Partial success and exaggeration. Mr Roberts’ point under this head is twofold. First, he points to the fact that he succeeded as regards part of the eastern boundary. Second, he says that some of the allegations of trespass (as opposed to assertion of title) were not proven. The determination of the boundaries of the land was primarily a question of construction of the conveyance. The construction of the conveyance was a holistic exercise and I do not consider that it should be dissected into the individual boundaries or parts of boundaries in the way that Mr Roberts suggests. Even if it could, no significant additional time or cost was incurred in dealing with the eastern boundary. Any reduction in costs on this account can be no more than nominal. It is true that Mr Roberts had not physically trespassed on parts of the land identified in the Particulars of Claim; but there is no doubt that he claimed title to those parts. The question of title to those parts of the land had, therefore, to be investigated and decided.
Unreasonably pursuing issues. Mr Roberts says that the Council was unreasonable in pursuing its contention about the position of the eastern boundary. Again, I do not consider that the exercise of interpretation should be dissected in the way that Mr Roberts suggests. In addition, I consider that the Council’s interpretation of the plan as regards the eastern boundary was not unreasonable, even though I disagreed with it. Next Mr Roberts says that the Council adduced irrelevant evidence in the shape of evidence from officers of the Council about their subjective beliefs. It is true that such evidence was adduced, and I commented on it critically in my judgment. But the irrelevant parts of the evidence took very little trial time. I am however, persuaded by Mr Roberts that I should disallow some part of the cost of this evidence. Nevertheless Ms Cross gave relevant evidence about what happened at the auction; and Mr Beaman gave relevant evidence about how the boundaries were determined in order to rebut Mr Roberts’ contention that there was some mistake in drawing up the plan. Any reduction in costs should therefore be no more than nominal.
Proportionality. Mr Roberts suggests that the costs are likely to be disproportionate to the matters in issue. This, unfortunately, is all too common in boundary disputes. But as Mr Keyser QC points out, there is no claim for costs to be awarded on the indemnity basis; and in a case in which costs are awarded on the standard basis, the question of proportionality will be determined at the stage of assessment.
Settlement. In Bradford v James [2008] EWCA Civ 837 Mummery LJ gave the following salutary warning:
“There are too many calamitous neighbour disputes in the courts. Greater use should be made of the services of local mediators, who have specialist legal and surveying skills and are experienced in alternative dispute resolution. An attempt at mediation should be made right at the beginning of the dispute and certainly well before things turn nasty and become expensive. By the time neighbours get to court it is often too late for court-based ADR and mediation schemes to have much impact. Litigation hardens attitudes. Costs become an additional aggravating issue. Almost by its own momentum the case that cried out for compromise moves onwards and upwards to a conclusion that is disastrous for one of the parties, possibly for both.”

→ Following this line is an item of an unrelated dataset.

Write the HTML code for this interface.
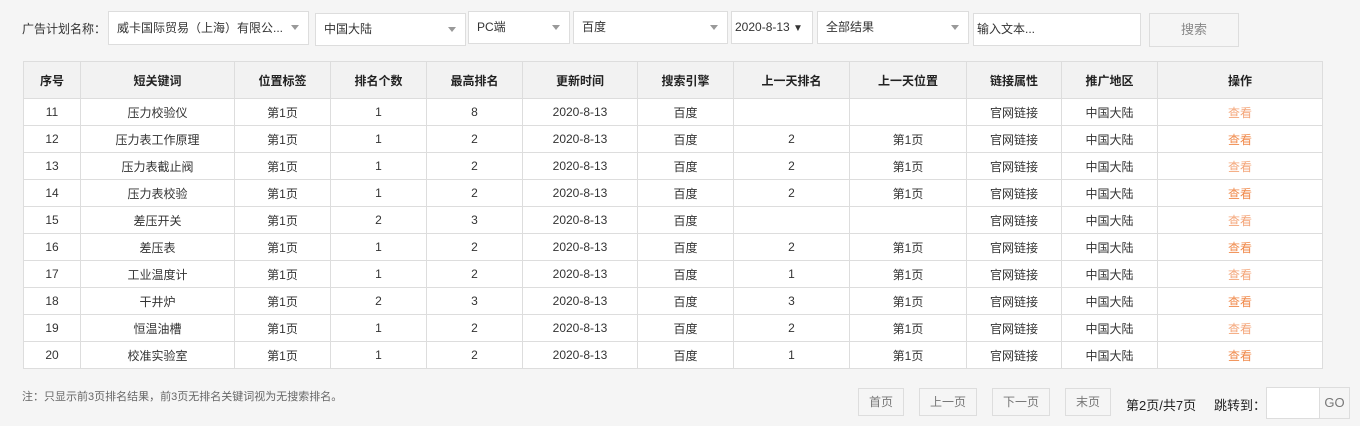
<!DOCTYPE html>
<html><head><meta charset="utf-8"><style>
body{margin:0;width:1360px;height:426px;background:#f5f5f5;font-family:"Liberation Sans","Noto Sans CJK SC",sans-serif;font-size:12px;color:#333;position:relative;overflow:hidden}
.a{position:absolute;box-sizing:border-box}
.sel{background:#fff;border:1px solid #ddd;height:33px;line-height:31px;padding-left:8px;color:#333}
.sel .ar{position:absolute;right:9px;top:13px;width:0;height:0;border-left:4px solid transparent;border-right:4px solid transparent;border-top:5px solid #999}
table{position:absolute;left:23px;top:61px;border-collapse:collapse;background:#fff;table-layout:fixed}
td,th{border:1px solid #ddd;text-align:center;height:26px;padding:0;font-size:12px;color:#333}
th{background:#f2f2f2;height:36px;font-weight:bold;color:#222}
.o{color:#f08a4b}.l{color:#f4a67a}
.btn{border:1px solid #ddd;background:#f5f5f5;height:28px;line-height:26px;text-align:center;color:#777}
</style></head><body>
<div class="a" style="left:22px;top:21px;line-height:16px">广告计划名称：</div>
<div class="a sel" style="left:108px;top:11px;width:201px;height:34px;line-height:32px">威卡国际贸易（上海）有限公...<span class="ar"></span></div>
<div class="a sel" style="left:315px;top:13px;width:151px">中国大陆<span class="ar"></span></div>
<div class="a sel" style="left:468px;top:11px;width:102px">PC端<span class="ar"></span></div>
<div class="a sel" style="left:573px;top:11px;width:155px">百度<span class="ar"></span></div>
<div class="a sel" style="left:731px;top:11px;width:82px;padding-left:3px">2020-8-13 <span style="font-size:10px">▼</span></div>
<div class="a sel" style="left:817px;top:11px;width:152px">全部结果<span class="ar"></span></div>
<div class="a sel" style="left:973px;top:13px;width:168px;padding-left:3px">输入文本...</div>
<div class="a btn" style="left:1149px;top:13px;width:90px;height:34px;line-height:32px;font-size:13px;color:#888">搜索</div>
<table>
<colgroup><col style="width:57px"><col style="width:154px"><col style="width:96px"><col style="width:96px"><col style="width:96px"><col style="width:115px"><col style="width:96px"><col style="width:116px"><col style="width:117px"><col style="width:95px"><col style="width:96px"><col style="width:165px"></colgroup>
<tr><th>序号</th><th>短关键词</th><th>位置标签</th><th>排名个数</th><th>最高排名</th><th>更新时间</th><th>搜索引擎</th><th>上一天排名</th><th>上一天位置</th><th>链接属性</th><th>推广地区</th><th>操作</th></tr>
<tr><td>11</td><td>压力校验仪</td><td>第1页</td><td>1</td><td>8</td><td>2020-8-13</td><td>百度</td><td></td><td></td><td>官网链接</td><td>中国大陆</td><td class="l">查看</td></tr>
<tr><td>12</td><td>压力表工作原理</td><td>第1页</td><td>1</td><td>2</td><td>2020-8-13</td><td>百度</td><td>2</td><td>第1页</td><td>官网链接</td><td>中国大陆</td><td class="o">查看</td></tr>
<tr><td>13</td><td>压力表截止阀</td><td>第1页</td><td>1</td><td>2</td><td>2020-8-13</td><td>百度</td><td>2</td><td>第1页</td><td>官网链接</td><td>中国大陆</td><td class="l">查看</td></tr>
<tr><td>14</td><td>压力表校验</td><td>第1页</td><td>1</td><td>2</td><td>2020-8-13</td><td>百度</td><td>2</td><td>第1页</td><td>官网链接</td><td>中国大陆</td><td class="o">查看</td></tr>
<tr><td>15</td><td>差压开关</td><td>第1页</td><td>2</td><td>3</td><td>2020-8-13</td><td>百度</td><td></td><td></td><td>官网链接</td><td>中国大陆</td><td class="l">查看</td></tr>
<tr><td>16</td><td>差压表</td><td>第1页</td><td>1</td><td>2</td><td>2020-8-13</td><td>百度</td><td>2</td><td>第1页</td><td>官网链接</td><td>中国大陆</td><td class="o">查看</td></tr>
<tr><td>17</td><td>工业温度计</td><td>第1页</td><td>1</td><td>2</td><td>2020-8-13</td><td>百度</td><td>1</td><td>第1页</td><td>官网链接</td><td>中国大陆</td><td class="l">查看</td></tr>
<tr><td>18</td><td>干井炉</td><td>第1页</td><td>2</td><td>3</td><td>2020-8-13</td><td>百度</td><td>3</td><td>第1页</td><td>官网链接</td><td>中国大陆</td><td class="o">查看</td></tr>
<tr><td>19</td><td>恒温油槽</td><td>第1页</td><td>1</td><td>2</td><td>2020-8-13</td><td>百度</td><td>2</td><td>第1页</td><td>官网链接</td><td>中国大陆</td><td class="l">查看</td></tr>
<tr><td>20</td><td>校准实验室</td><td>第1页</td><td>1</td><td>2</td><td>2020-8-13</td><td>百度</td><td>1</td><td>第1页</td><td>官网链接</td><td>中国大陆</td><td class="o">查看</td></tr>
</table>
<div class="a" style="left:22px;top:388px;color:#666;font-size:11px">注：只显示前3页排名结果，前3页无排名关键词视为无搜索排名。</div>
<div class="a btn" style="left:858px;top:388px;width:46px">首页</div>
<div class="a btn" style="left:919px;top:388px;width:58px">上一页</div>
<div class="a btn" style="left:992px;top:388px;width:58px">下一页</div>
<div class="a btn" style="left:1065px;top:388px;width:46px">末页</div>
<div class="a" style="left:1126px;top:395px;font-size:13px;color:#222">第2页/共7页</div>
<div class="a" style="left:1214px;top:395px;font-size:13px;color:#222">跳转到：</div>
<div class="a" style="left:1266px;top:387px;width:54px;height:32px;background:#fff;border:1px solid #ddd"></div>
<div class="a btn" style="left:1319px;top:387px;width:31px;height:32px;line-height:30px;font-size:13px">GO</div>
</body></html>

Unfortunately no mediation took place in the present case. Mr Roberts says first that the “entire dispute was caused” by the Council’s failure to peg out the boundaries. This seems to me to be an exaggeration. On my findings, it was plain from the plans that the cromlech area, the south-western protrusion of vegetation and the herb garden were excluded from the sale. Mr Roberts contested these boundary features, which at least as regards the cromlech area and the herb garden was itself unreasonable, as well as smaller portions of land where, I agree, clarity could have been obtained by pegging out boundaries. But I do not consider that any adjustment of the costs order is warranted on this ground.

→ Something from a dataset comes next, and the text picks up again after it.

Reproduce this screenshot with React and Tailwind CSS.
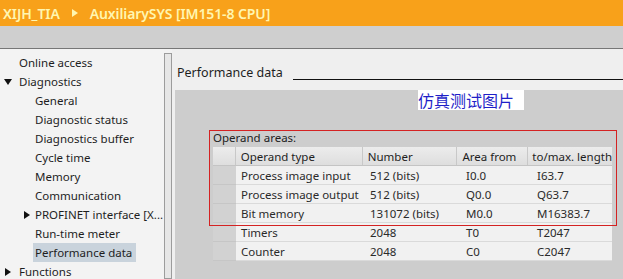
import React from "react";

const navItems = [
  { label: "Online access", level: 1 },
  { label: "Diagnostics", level: 1, arrow: "down" },
  { label: "General", level: 2 },
  { label: "Diagnostic status", level: 2 },
  { label: "Diagnostics buffer", level: 2 },
  { label: "Cycle time", level: 2 },
  { label: "Memory", level: 2 },
  { label: "Communication", level: 2 },
  { label: "PROFINET interface [X...", level: 2, arrow: "right" },
  { label: "Run-time meter", level: 2 },
  { label: "Performance data", level: 2, selected: true },
  { label: "Functions", level: 1, arrow: "right" },
];

const rows = [
  ["Process image input", "512 (bits)", "I0.0", "I63.7"],
  ["Process image output", "512 (bits)", "Q0.0", "Q63.7"],
  ["Bit memory", "131072 (bits)", "M0.0", "M16383.7"],
  ["Timers", "2048", "T0", "T2047"],
  ["Counter", "2048", "C0", "C2047"],
];

function Arrow({ dir }) {
  return (
    <svg width="8" height="8" viewBox="0 0 8 8" className="shrink-0">
      {dir === "down" ? (
        <polygon points="0,1 8,1 4,7" fill="#111" />
      ) : (
        <polygon points="1,0 7,4 1,8" fill="#111" />
      )}
    </svg>
  );
}

function NavItem({ item }) {
  const indent = item.level === 1 ? "pl-[19px]" : "pl-[35px]";
  return (
    <div className={`relative h-[19px] flex items-center ${indent}`}>
      {item.arrow && (
        <span
          className={`absolute top-[6px] ${item.level === 1 ? "left-[4px]" : "left-[23px]"}`}
        >
          <Arrow dir={item.arrow} />
        </span>
      )}
      <span
        className={`h-[19px] leading-[19px] whitespace-nowrap ${
          item.selected ? "bg-[#c9d3dc] pr-[4px] -ml-[2px] pl-[2px]" : ""
        }`}
      >
        {item.label}
      </span>
    </div>
  );
}

export default function App() {
  return (
    <div className="w-[623px] h-[279px] overflow-hidden flex flex-col bg-[#f2f2f2] text-[#1e1e1e] font-['Noto_Sans',sans-serif] text-[11.5px]">
      {/* breadcrumb bar */}
      <div className="h-[26px] shrink-0 bg-[#f8a11a] flex items-center pl-[3px] gap-[12px] text-[14px] font-semibold text-[#fff6b0] tracking-[-0.1px]">
        <span>XIJH_TIA</span>
        <svg width="6" height="8" viewBox="0 0 6 8">
          <polygon points="0,0 6,4 0,8" fill="#fff6b0" />
        </svg>
        <span>AuxiliarySYS [IM151-8 CPU]</span>
      </div>
      <div className="h-[23px] shrink-0 bg-[#cfcfcf] border-b border-[#777]" />

      <div className="flex flex-1 min-h-0">
        {/* left navigation */}
        <div className="w-[164px] shrink-0 pt-[4px] bg-[#f3f3f3]">
          {navItems.map((item) => (
            <NavItem key={item.label} item={item} />
          ))}
        </div>
        <div className="w-[8px] shrink-0 mt-[4px] border border-[#9c9c9c] bg-[#e6e6e6]" />

        {/* main panel */}
        <div className="flex-1 flex flex-col bg-[#efefef] min-w-0">
          <div className="h-[41px] shrink-0 flex pl-[5px] pt-[16px]">
            <span className="leading-[16px] text-[12.5px] whitespace-nowrap">Performance data</span>
            <div className="flex-1 h-px bg-[#111] mt-[14px] ml-[10px]" />
          </div>

          <div className="relative flex-1 ml-[3px] bg-[#cdcdcd] flex flex-col">
            <div className="ml-[243px] w-[106px] h-[20px] bg-white text-[#1f1fc8] text-[16px] leading-[20px] font-['Noto_Sans_CJK_SC',sans-serif]">
              仿真测试图片
            </div>

            <div className="mt-[19px] ml-[38px] h-[18px] leading-[18px] text-[#222]">
              Operand areas:
            </div>

            <div className="ml-[38px] w-[399px] text-[#2a2a2a]">
              <div className="flex h-[19px] bg-gradient-to-b from-[#ececec] to-[#dedede] border-b border-[#c4c4c4] text-[#1e1e1e] whitespace-nowrap">
                <div className="w-[23px] border-r border-[#c8c8c8]" />
                <div className="w-[129px] pl-[5px] leading-[19px] border-r border-[#c8c8c8]">Operand type</div>
                <div className="w-[96px] pl-[5px] leading-[19px] border-r border-[#c8c8c8]">Number</div>
                <div className="w-[72px] pl-[5px] leading-[19px] border-r border-[#c8c8c8]">Area from</div>
                <div className="flex-1 pl-[4px] leading-[19px]">to/max. length</div>
              </div>
              {rows.map((r) => (
                <div key={r[0]} className="flex h-[19px] whitespace-nowrap">
                  <div className="w-[23px] bg-[#d2d2d2] border-b border-[#c6c6c6]" />
                  <div className="flex-1 flex bg-[#f1f1f1] border-b border-[#dadada]">
                    <div className="w-[129px] pl-[5px] leading-[19px]">{r[0]}</div>
                    <div className="w-[96px] pl-[5px] leading-[19px]">{r[1]}</div>
                    <div className="w-[72px] pl-[5px] leading-[19px]">{r[2]}</div>
                    <div className="flex-1 pl-[4px] leading-[19px]">{r[3]}</div>
                  </div>
                </div>
              ))}
            </div>

            {/* red annotation frame */}
            <div className="absolute left-[34px] top-[40px] w-[408px] h-[96px] border border-[#d42222] pointer-events-none" />
          </div>
        </div>
      </div>
    </div>
  );
}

I have been shown a number of offers that Mr Roberts made to the Council with a view to ending the dispute. Mr Roberts’ offers are, in essence, either assertions of the merits of his own case or offers to buy the land in dispute. The Council had no obligation to sell land that they legally owned, and at least in relation to the cromlech area they had good reason not to. So far as the merits of the case are concerned, on my findings, the Council were justified in their stance. Significantly, however, none of the offers made by Mr Roberts positively suggest a mediation. So there was no refusal by the Council to mediate. In those circumstances, I do not consider that the guidelines laid down by the Court of Appeal in Halsey v Milton Keynes General NHS Trust [2004] 1 WLR 3002 apply. It would, I think, be going too far to disallow costs incurred by a local or public authority because that authority did not initiate suggestions for a mediation.

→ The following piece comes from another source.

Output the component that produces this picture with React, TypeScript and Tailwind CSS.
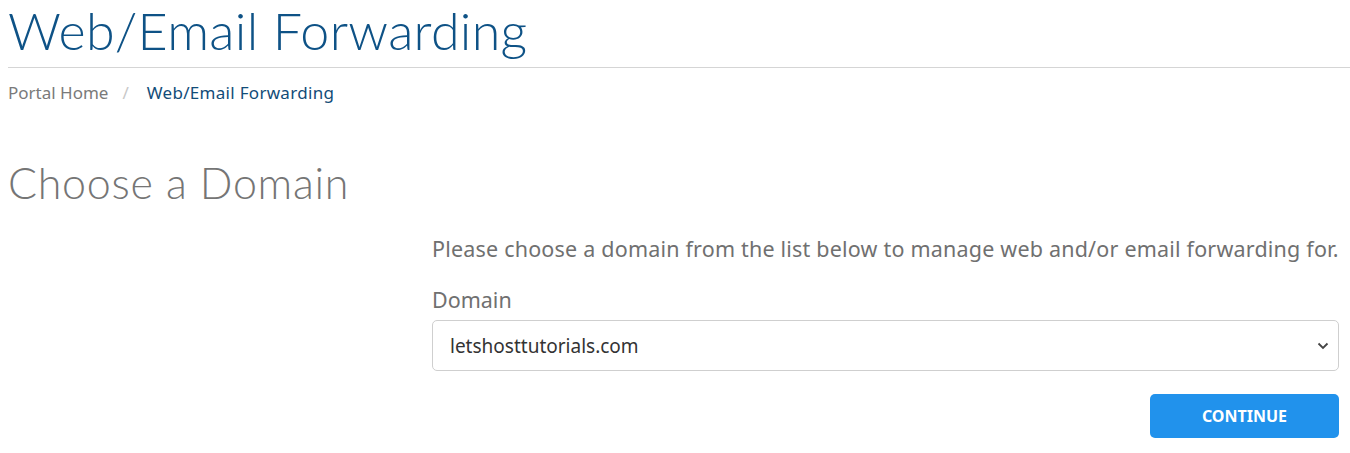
import React, { useState } from 'react';

const heading = { fontFamily: '"Lato", "Open Sans", sans-serif' };
const body = { fontFamily: '"Noto Sans", "Open Sans", sans-serif' };

export default function App() {
  const [domain, setDomain] = useState('letshosttutorials.com');

  return (
    <div className="h-[453px] w-[1350px] overflow-hidden bg-white pl-2" style={body}>
      <div className="border-b border-[#d5d5d5] pb-[8px]">
        <h1 className="pt-[1px] text-[52px] leading-[58px] font-light tracking-[0.3px] text-[#0e5286]" style={heading}>
          Web/Email Forwarding
        </h1>
      </div>

      <nav className="mt-[12px] flex items-center text-[17px] leading-[26px]">
        <a href="#" className="text-[#7a7a7a]">Portal Home</a>
        <span className="pl-[14px] pr-[18px] text-[#c8c8c8]">/</span>
        <span className="tracking-[0.3px] text-[#124c78]">Web/Email Forwarding</span>
      </nav>

      <h2 className="mt-[52px] text-[43px] leading-[50px] font-light tracking-[0.7px] text-[#757575]" style={heading}>
        Choose a Domain
      </h2>

      <div className="ml-[424px] mr-[11px] mt-[27px]">
        <p className="text-[21.5px] leading-[28px] tracking-[0.2px] text-[#707070]">
          Please choose a domain from the list below to manage web and/or email forwarding for.
        </p>
        <label className="mt-[23px] block text-[21.5px] leading-[28px] text-[#707070]">Domain</label>
        <div className="relative mt-[6px]">
          <select
            value={domain}
            onChange={(e) => setDomain(e.target.value)}
            className="h-[51px] w-full appearance-none rounded-[5px] border border-[#cfcfcf] bg-white pl-[17px] pt-[2px] text-[19px] text-[#333]"
            style={body}
          >
            <option>letshosttutorials.com</option>
          </select>
          <svg className="pointer-events-none absolute right-[9px] top-[21px]" width="14" height="10" viewBox="0 0 14 10">
            <path d="M2.5 2.5 L7 7 L11.5 2.5" fill="none" stroke="#444" strokeWidth="1.8" />
          </svg>
        </div>
        <div className="mt-[23px] flex justify-end">
          <button className="h-[44px] w-[189px] rounded-[5px] bg-[#2192ec] text-[16px] font-bold text-white">
            CONTINUE
          </button>
        </div>
      </div>
    </div>
  );
}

For the above reasons I have come to the conclusion that Mr Roberts should pay 95 per cent of the Council’s costs, to be assessed on the standard basis if not agreed.
Permission to appeal. Mr Roberts asks for permission to appeal on three questions. Two are specific to the construction of these particular conveyancing documents, and raise no point of principle. I do not consider that there is a real prospect of success on these issues, and I refuse permission to appeal. The third raises the question whether section 62 of the Law of Property Act 1925 can have the effect of enlarging the conveyance so as to carry with it parcels of land that are outside the area comprised in the conveyance. This is a more general question of law. However, Mr Keyser has drawn my attention to the decision of the Court of Appeal in Hanina v Morland (2000, 22 November) in which May LJ (with whom I think that Wilson J agreed) held that section 62 did not have this effect. In those circumstances, it must be for the Court of Appeal to decide whether this is a suitable point to be considered by that court. I therefore refuse permission to appeal on that ground too.